By John Boling
In April, IIBEC sent a letter opposing legislation expanding cooperative purchasing to the members of the Florida Appropriations Committee. IIBEC has long opposed bills that expand cooperative purchasing to include construction design services. Recently, IIBEC submitted testimony opposing a Missouri bill that crossed the threshold and notched a victory when North Dakota exempted all construction services from their cooperative purchasing bill after IIBEC had submitted testimony to the North Dakota Senate State and Local Committee in support of QBS.

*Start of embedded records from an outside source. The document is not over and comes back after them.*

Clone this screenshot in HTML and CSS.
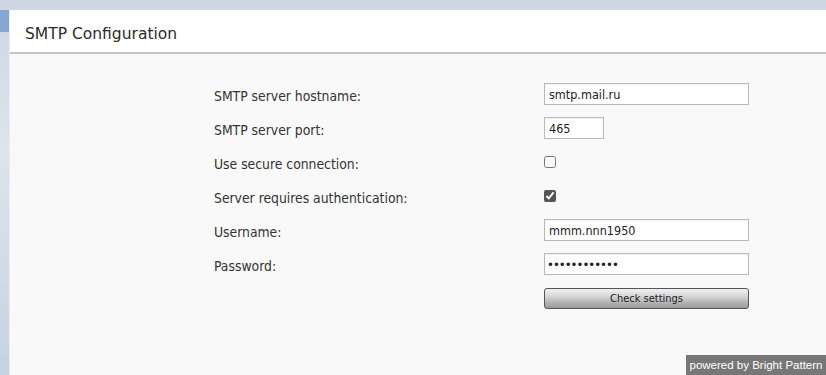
FILE: index.html
```html
<!DOCTYPE html>
<html lang="en">
<head>
<meta charset="UTF-8" />
<title>SMTP Configuration</title>
<link rel="stylesheet" href="styles.css">
</head>
<body>

<div class="desk">
  <!-- полоска слева от окна -->
  <div class="side">
    <div class="side-tab"></div>
  </div>

  <div class="panel">
    <header class="panel-head">
      <h1>SMTP Configuration</h1>
    </header>

    <div class="panel-body">
      <form class="smtp-form">
        <label for="host">SMTP server hostname:</label>
        <input type="text" id="host" class="field" value="smtp.mail.ru" />

        <label for="port">SMTP server port:</label>
        <input type="text" id="port" class="field short" value="465" />

        <label for="secure">Use secure connection:</label>
        <span class="box"><input type="checkbox" id="secure" /></span>

        <label for="auth">Server requires authentication:</label>
        <span class="box"><input type="checkbox" id="auth" checked /></span>

        <label for="user">Username:</label>
        <input type="text" id="user" class="field" value="mmm.nnn1950" />

        <label for="pass">Password:</label>
        <input type="password" id="pass" class="field pass" value="123456789012" />

        <span></span>
        <button type="button" class="check-btn">Check settings</button>
      </form>
    </div>
  </div>
</div>

<div class="powered">powered by Bright Pattern</div>

</body>
</html>
```

FILE: styles.css
```css
/* Общие стили */
html, body {
  height: 100%;
}
body {
  margin: 0;
  background: #cfd7e3;
  font-family: "DejaVu Sans Condensed", "DejaVu Sans", sans-serif;
  color: #333;
  overflow: hidden;
}

.desk {
  display: flex;
  height: 100%;
}

/* Левая полоска */
.side {
  width: 9px;
  flex-shrink: 0;
  padding-top: 10px;
  background: linear-gradient(180deg, #cdd6e3 0%, #dfe4ea 40%, #c6d2e4 100%);
}
.side-tab {
  height: 22px;
  background: #86a7d3;
}

/* Окно */
.panel {
  flex-grow: 1;
  margin-top: 10px;
  display: flex;
  flex-direction: column;
  border-left: 1px solid #e8edf4;
}
.panel-head {
  box-sizing: border-box;
  height: 44px;
  background: #fff;
  border-bottom: 2px solid #c4c4c4;
  display: flex;
  align-items: center;
  padding: 6px 0 0 15px;
}
.panel-head h1 {
  margin: 0;
  font-family: "DejaVu Sans", sans-serif;
  font-size: 15.5px;
  font-weight: normal;
  color: #2b2b2b;
}
.panel-body {
  flex-grow: 1;
  background: #f9f9f9;
  padding: 23px 0 0 204px;
}

/* Форма */
.smtp-form {
  display: grid;
  grid-template-columns: 330px 205px;
  grid-auto-rows: 34px;
  align-items: center;
}
.smtp-form label {
  font-size: 13.8px;
  color: #333;
  padding-top: 3px;
}
.field {
  box-sizing: border-box;
  width: 205px;
  height: 22px;
  margin: 0;
  padding: 0 4px;
  border: 1px solid #b9b9b9;
  background: #fff;
  font-family: "DejaVu Sans Condensed", "DejaVu Sans", sans-serif;
  font-size: 12.5px;
  color: #222;
  box-shadow: inset 0 1px 2px rgba(0,0,0,0.06);
}
.field.short {
  width: 60px;
}
.field.pass {
  padding-left: 2px;
  letter-spacing: -1px;
  font-size: 13px;
}
.box {
  display: flex;
  align-items: center;
}
.box input {
  width: 12px;
  height: 12px;
  margin: 0;
  accent-color: #555;
}
.check-btn {
  box-sizing: border-box;
  width: 205px;
  height: 21px;
  margin: 0;
  padding: 0;
  border: 1px solid #555;
  border-radius: 3px;
  background: linear-gradient(180deg, #f2f2f2 0%, #d9d9d9 35%, #b4b4b4 70%, #9c9c9c 100%);
  font-family: "DejaVu Sans Condensed", "DejaVu Sans", sans-serif;
  font-size: 11px;
  color: #222;
  cursor: pointer;
}

/* Подпись в углу */
.powered {
  position: absolute;
  right: 0;
  bottom: 0;
  width: 140px;
  height: 20px;
  background: #777;
  color: #fff;
  font-family: "Liberation Sans", Arial, sans-serif;
  font-size: 11.5px;
  line-height: 20px;
  text-align: center;
}
```
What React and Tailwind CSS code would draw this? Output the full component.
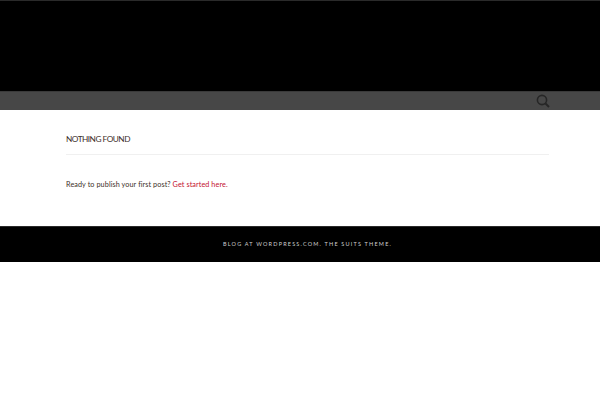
export default function App() {
  return (
    <div className="w-[600px] h-[403px] bg-white overflow-hidden font-['Lato','Open_Sans',sans-serif]">
      <header className="h-[91px] bg-black border-t border-[#2a2a2a]" />
      <nav className="h-[19px] bg-[#474747] border-t border-[#3a3a3a] flex items-center justify-end pr-[50px]">
        <svg width="14" height="14" viewBox="0 0 14 14" fill="none" stroke="#262626">
          <circle cx="6" cy="6" r="4.6" strokeWidth="1.6" />
          <path d="M9.5 9.5 L13 13" strokeWidth="2" />
        </svg>
      </nav>
      <main className="h-[116px] pl-[66px] pr-[51px]">
        <div className="pt-[23px] pb-[9px] border-b border-[#f0f0f0]">
          <h1 className="text-[8.25px] leading-[12px] tracking-[-0.5px] text-[#3d2f2a] font-normal uppercase">Nothing Found</h1>
        </div>
        <p className="mt-[24px] text-[7.25px] leading-[12px] tracking-[0.08px] text-[#3d2f2a]">
          Ready to publish your first post? <a className="text-[#c4112f]">Get started here.</a>
        </p>
      </main>
      <footer className="h-[36px] bg-black border-t border-[#2a2a2a] flex items-center justify-center pl-[15px]">
        <span className="text-[5.5px] tracking-[1.2px] uppercase text-[#cfcfcf]">Blog at WordPress.com. The Suits Theme.</span>
      </footer>
    </div>
  );
}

The Florida bill, H.B. 1259, started out as a charter schools funding bill and was amended to include a number of legislative priorities from the state’s university regents. One provision granted the Board of Governors the power to develop their own regulations for university boards of trustees relating to contracting for the construction of new facilities or for work on existing facilities. In the letter, IIBEC reminded the legislators that for the past 50 years the Consultant’s Competitive Negotiation Act (CCNA)—Florida’s version of qualifications-based selection (QBS)—has been required for all state and local government agencies in Florida and has proven superior to all other procurement systems when it comes to construction services.
Brian Pallasch, IIBEC’s executive vice president and chief executive officer, closed the letter to the committee by noting, “The siren song of faster-better-cheaper will continue to be sung, however, it should be ignored when it comes to replacing a statute that has proved beneficial to Floridians for the last 50 years. For this reason and those outlined above, please strike allowing the Board to develop their own policies and procured for the procurement of construction services in HB 1259.”
The committee deliberated and amended the bill multiple times, and when the dust settled, the language IIBEC opposed was rejected and the bill once again focused only on charter school funding—another in a string of recent wins for IIBEC’s advocacy efforts.